REVIEW: Kendrick Lamar – “The Heart Part 4”
by Chad Jewett
After the sheer mass of the psychedelic funk that powered Kendrick Lamar’s 2015 masterpiece To Pimp A Butterfly,“The Heart Part 4” is a bracing left-turn, set as it is to breezy a bed of FM 70s soul that’s as limber as songs like “Wesley’s Theory” were dense.
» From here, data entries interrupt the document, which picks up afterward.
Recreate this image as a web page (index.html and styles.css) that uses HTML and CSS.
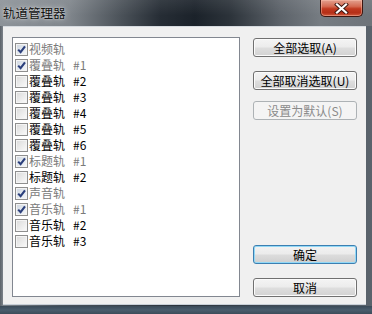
FILE: index.html
```html
<!DOCTYPE html>
<html>
<head>
<meta charset="utf-8">
<link rel="stylesheet" href="styles.css">
</head>
<body>
<div class="window">
  <div class="titlebar">
    <span class="title">轨道管理器</span>
    <div class="close">
      <svg width="15" height="11" viewBox="0 0 15 11">
        <path d="M3 1.5 L12 9.5 M12 1.5 L3 9.5" stroke="#3a1610" stroke-width="4" stroke-linecap="square"/>
        <path d="M3 1.5 L12 9.5 M12 1.5 L3 9.5" stroke="#ffffff" stroke-width="2.2" stroke-linecap="square"/>
      </svg>
    </div>
  </div>
  <div class="client">
    <div class="list">
      <div class="row dis"><span class="cb on"><svg viewBox="0 0 11 11" width="11" height="11"><path d="M2.2 5.6 L4.6 8.2 L9 2.4" fill="none" stroke="#2b3f7c" stroke-width="2.1"/></svg></span><span class="lbl">视频轨</span></div>
      <div class="row dis"><span class="cb on"><svg viewBox="0 0 11 11" width="11" height="11"><path d="M2.2 5.6 L4.6 8.2 L9 2.4" fill="none" stroke="#2b3f7c" stroke-width="2.1"/></svg></span><span class="lbl">覆叠轨</span><span class="num">#1</span></div>
      <div class="row"><span class="cb"></span><span class="lbl">覆叠轨</span><span class="num">#2</span></div>
      <div class="row"><span class="cb"></span><span class="lbl">覆叠轨</span><span class="num">#3</span></div>
      <div class="row"><span class="cb"></span><span class="lbl">覆叠轨</span><span class="num">#4</span></div>
      <div class="row"><span class="cb"></span><span class="lbl">覆叠轨</span><span class="num">#5</span></div>
      <div class="row"><span class="cb"></span><span class="lbl">覆叠轨</span><span class="num">#6</span></div>
      <div class="row dis"><span class="cb on"><svg viewBox="0 0 11 11" width="11" height="11"><path d="M2.2 5.6 L4.6 8.2 L9 2.4" fill="none" stroke="#2b3f7c" stroke-width="2.1"/></svg></span><span class="lbl">标题轨</span><span class="num">#1</span></div>
      <div class="row"><span class="cb"></span><span class="lbl">标题轨</span><span class="num">#2</span></div>
      <div class="row dis"><span class="cb on"><svg viewBox="0 0 11 11" width="11" height="11"><path d="M2.2 5.6 L4.6 8.2 L9 2.4" fill="none" stroke="#2b3f7c" stroke-width="2.1"/></svg></span><span class="lbl">声音轨</span></div>
      <div class="row dis"><span class="cb on"><svg viewBox="0 0 11 11" width="11" height="11"><path d="M2.2 5.6 L4.6 8.2 L9 2.4" fill="none" stroke="#2b3f7c" stroke-width="2.1"/></svg></span><span class="lbl">音乐轨</span><span class="num">#1</span></div>
      <div class="row"><span class="cb"></span><span class="lbl">音乐轨</span><span class="num">#2</span></div>
      <div class="row"><span class="cb"></span><span class="lbl">音乐轨</span><span class="num">#3</span></div>
    </div>
    <div class="buttons">
      <div class="btn b1">全部选取(A)</div>
      <div class="btn b2">全部取消选取(U)</div>
      <div class="btn b3 disabled">设置为默认(S)</div>
      <div class="btn b4 default">确定</div>
      <div class="btn b5">取消</div>
    </div>
  </div>
  <div class="bottomframe"></div>
</div>
</body>
</html>
```
FILE: styles.css
```css
html, body {
  margin: 0;
  padding: 0;
  background: #2e3a46;
}
body {
  font-family: "Noto Sans CJK SC", "Liberation Sans", sans-serif;
  font-size: 12px;
}
.window {
  width: 372px;
  height: 314px;
  overflow: hidden;
  background: linear-gradient(90deg, #5b6269 0px, #7c838a 3px, #4a535c 60px, #2a323b 180px, #46505a 300px, #5a636c 372px);
  display: flex;
  flex-direction: column;
}
.titlebar {
  height: 26px;
  flex: none;
  display: flex;
  justify-content: space-between;
  align-items: flex-start;
  background:
    linear-gradient(180deg, rgba(255,255,255,0.08) 0%, rgba(255,255,255,0) 60%),
    linear-gradient(90deg, #8d9399 0px, #7f858b 70px, #4c535a 120px, #262d35 160px, #1b222a 195px, #2c333a 230px, #5c6269 280px, #767c82 320px, #6e747a 372px);
}
.title {
  margin: 5px 0 0 3px;
  font-size: 12.5px;
  line-height: 15px;
  color: #111;
  text-shadow: 0 0 6px rgba(255,255,255,0.7), 0 0 2px rgba(255,255,255,0.6);
}
.close {
  width: 43px;
  height: 17px;
  margin-right: 9px;
  box-sizing: border-box;
  border: 1px solid #3d1610;
  border-top: none;
  border-radius: 0 0 5px 5px;
  background: linear-gradient(180deg, #e3a18f 0%, #d46a52 40%, #c0391f 55%, #b52f17 80%, #d05a3e 100%);
  box-shadow: inset 0 0 0 1px rgba(255,200,180,0.45);
  display: flex;
  align-items: center;
  justify-content: center;
}
.close svg { display: block; }
.client {
  margin-left: 3px;
  width: 363px;
  height: 279px;
  flex: none;
  box-sizing: border-box;
  background: #f0f0f0;
  border-top: 1px solid #d6dbe0;
  border-bottom: 1px solid #c8d0d8;
  padding: 10px 0 0 9px;
  display: flex;
  align-items: flex-start;
}
.bottomframe {
  flex: 1;
  margin-top: 1px;
  background: linear-gradient(180deg, #3a4a58 0%, #4a5d6d 50%, #3c4c5a 100%);
}
.list {
  width: 228px;
  height: 260px;
  box-sizing: border-box;
  border: 1px solid #828790;
  background: #ffffff;
  padding: 3px 0 0 2px;
}
.row {
  height: 16px;
  display: flex;
  align-items: center;
  color: #000;
  line-height: 16px;
}
.row.dis { color: #7a7a7a; }
.cb {
  width: 13px;
  height: 13px;
  box-sizing: border-box;
  border: 1px solid #8f8f8f;
  background: linear-gradient(135deg, #d9d9d9 0%, #ececec 55%, #fbfbfb 100%);
  box-shadow: inset 0 0 0 1px #f4f4f4;
  display: flex;
  align-items: center;
  justify-content: center;
  flex: none;
}
.cb.on {
  background: linear-gradient(135deg, #cfd6e0 0%, #e4e9ef 55%, #f6f8fa 100%);
}
.cb svg { display: block; }
.lbl { margin-left: 1px; }
.num { margin-left: 8px; }
.buttons {
  margin-left: 13px;
  padding-top: 1px;
  display: flex;
  flex-direction: column;
  width: 104px;
}
.btn {
  height: 19px;
  box-sizing: border-box;
  border: 1px solid #707070;
  border-radius: 3px;
  background: linear-gradient(180deg, #f4f4f4 0%, #ececec 48%, #dedede 52%, #d2d2d2 100%);
  box-shadow: inset 0 0 0 1px #fbfbfb;
  text-align: center;
  line-height: 17px;
  color: #000;
  font-size: 12px;
}
.b2 { margin-top: 14px; }
.b3 { margin-top: 11px; }
.b4 { margin-top: 125px; }
.b5 { margin-top: 14px; }
.btn.disabled {
  border-color: #adb2b5;
  background: #f4f4f4;
  box-shadow: none;
  color: #8a8a8a;
}
.btn.default {
  border-color: #3c7fb1;
  box-shadow: inset 0 0 0 1px #92d8f6;
  background: linear-gradient(180deg, #f2f2f2 0%, #ebebeb 48%, #dcdcdc 52%, #cfcfcf 100%);
}
```
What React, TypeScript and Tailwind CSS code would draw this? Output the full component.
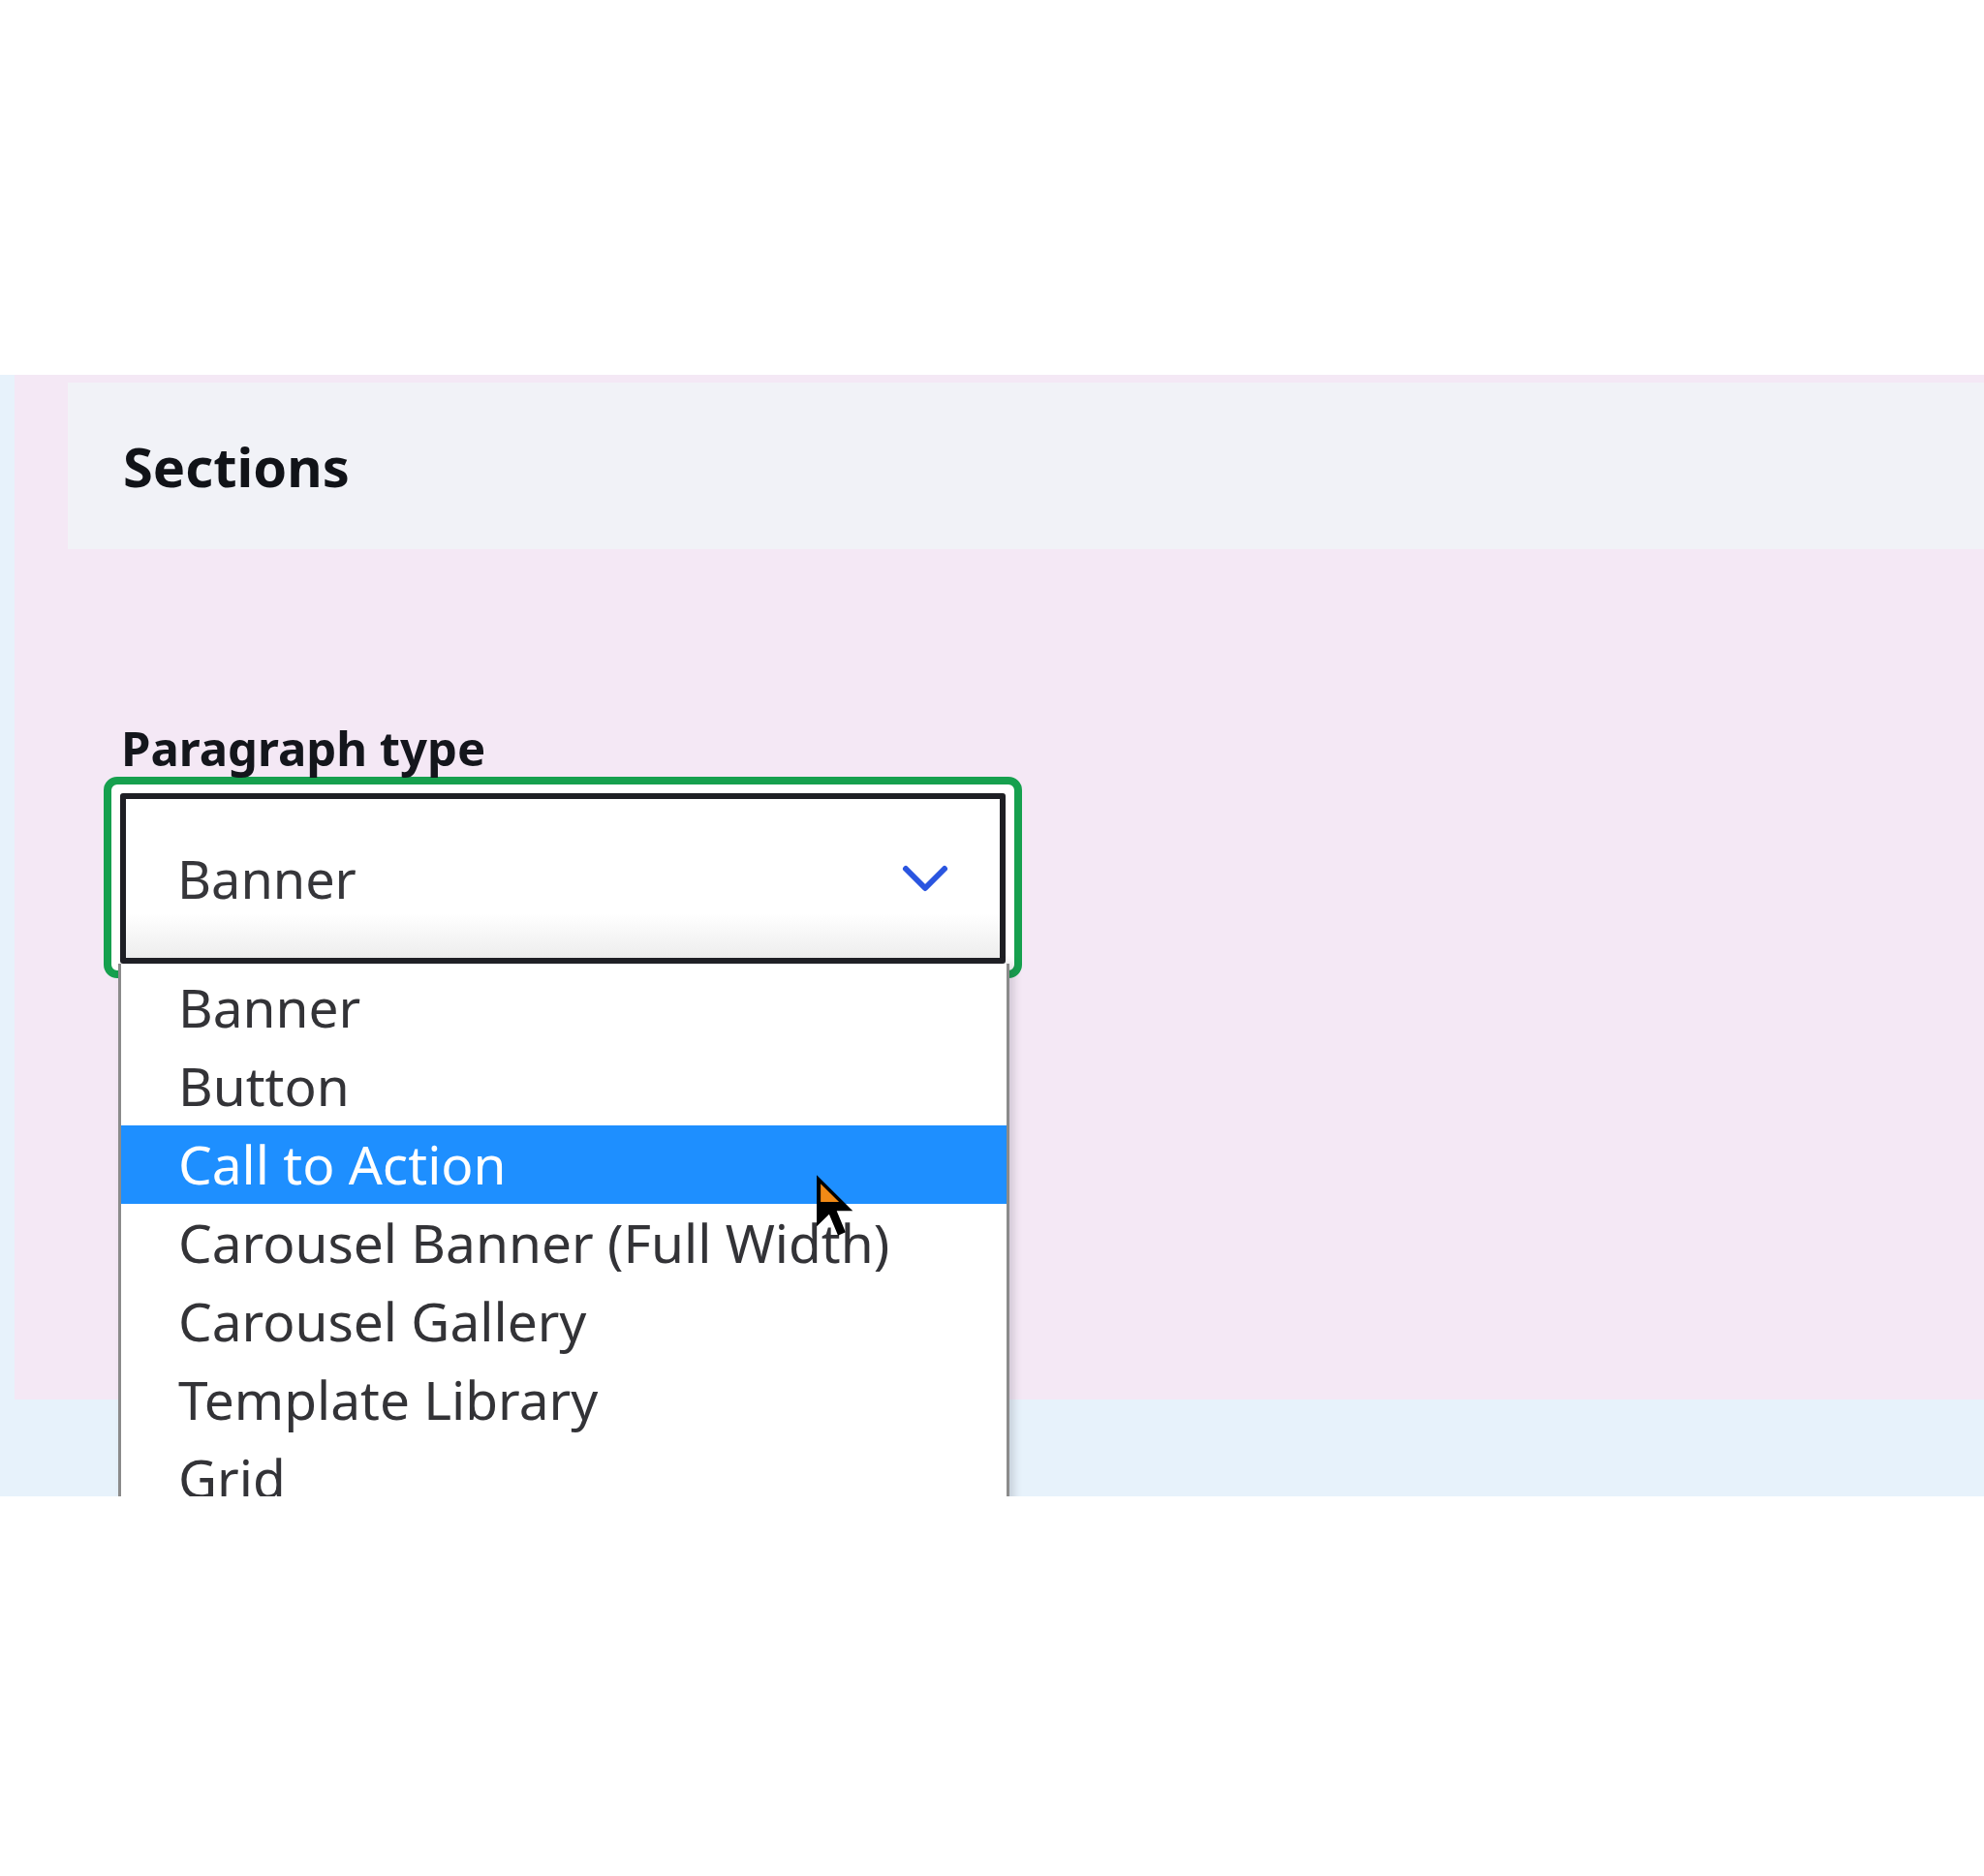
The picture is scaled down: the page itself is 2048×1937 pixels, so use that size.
import React from "react";

const options = [
  "Banner",
  "Button",
  "Call to Action",
  "Carousel Banner (Full Width)",
  "Carousel Gallery",
  "Template Library",
  "Grid",
];

function Chevron() {
  return (
    <svg width="50" height="30" viewBox="0 0 50 30" fill="none">
      <polyline
        points="5,5 25,25 45,5"
        stroke="#2a55e0"
        strokeWidth="6"
        strokeLinecap="round"
        strokeLinejoin="round"
      />
    </svg>
  );
}

function Cursor() {
  return (
    <svg width="42" height="66" viewBox="0 0 12 19.5">
      <path d="M0.4,0.4 L0.4,16 L4.2,12.3 L6.9,18.8 L9.2,17.8 L6.5,11.3 L11.4,11.3 Z" fill="#000" />
      <path d="M1.6,3 L1.6,8.6 L7.2,8.6 Z" fill="#f28a16" />
    </svg>
  );
}

export default function App() {
  return (
    <div className="w-[2048px] h-[1937px] bg-white font-['Noto_Sans',sans-serif]">
      <div className="h-[387px]" />

      <div className="relative h-[1158px] overflow-hidden bg-[#e7f2fb] pl-[15px]">
        {/* Paragraph panel */}
        <div className="h-[1058px] bg-[#f4e8f5] pt-[8px] pl-[55px]">
          <div className="h-[172px] bg-[#f1f2f7] flex items-center pl-[57px]">
            <h2 className="text-[56px] leading-none font-bold text-[#111318]">Sections</h2>
          </div>

          <div className="ml-[37px] pt-[175px]">
            <label className="block ml-[18px] text-[49px] leading-[60px] font-bold text-[#14161c]">
              Paragraph type
            </label>
            <div className="w-[948px] h-[208px] rounded-[14px] border-[8px] border-[#16a04e] bg-white p-[9px] pb-[7px]">
              <div className="h-full border-[6px] border-[#1e1f24] rounded-[3px] bg-[linear-gradient(to_bottom,#ffffff_72%,#ededed)] flex items-center justify-between pl-[53px] pr-[52px]">
                <span className="text-[54px] text-[#36363a]">Banner</span>
                <Chevron />
              </div>
            </div>
          </div>
        </div>

        {/* open option list */}
        <div className="absolute left-[122px] top-[608px] w-[920px] h-[700px] bg-white border-x-[3px] border-[#8b8b8b] pt-[5px] shadow-[5px_0_8px_rgba(60,60,80,0.18)]">
          {options.map((opt) => (
            <div
              key={opt}
              className={
                opt === "Call to Action"
                  ? "h-[81px] flex items-center pl-[59px] text-[55px] bg-[#1e8fff] text-white"
                  : "h-[81px] flex items-center pl-[59px] text-[55px] text-[#333337]"
              }
            >
              {opt}
            </div>
          ))}
        </div>

        <div className="absolute left-[841px] top-[825px]">
          <Cursor />
        </div>
      </div>
    </div>
  );
}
Or at least it starts that way, with feathery auto-tuned harmonies curling around an especially demure Lamar: “Don’t tell a lie on me / I won’t tell a truth ‘bout you.” But before the second minute can roll around Lamar’s delivery becomes sharper, the biting competitor that Lamar morphed into with ease on “Hood Politics” or “The Jig Is Up”. Where Butterfly piled Lamar’s many method-acting personae into one compressed fantasia, “The Heart Part 4” is a multi-part opus, one that gradually gets tenser, more constricted before picking up a thumping minimalist beat while Lamar’s flow becomes more and more aerodynamic as he goes: “I said it’s like that / Dropped one classic, came right back / Another classic: right back / My next album, the whole industry on an ice-pack.” Kendrick Lamar remains one of hip-hop’s most clever, confident linguists, and it’s a joy to see him use that skill to remind you of that skill.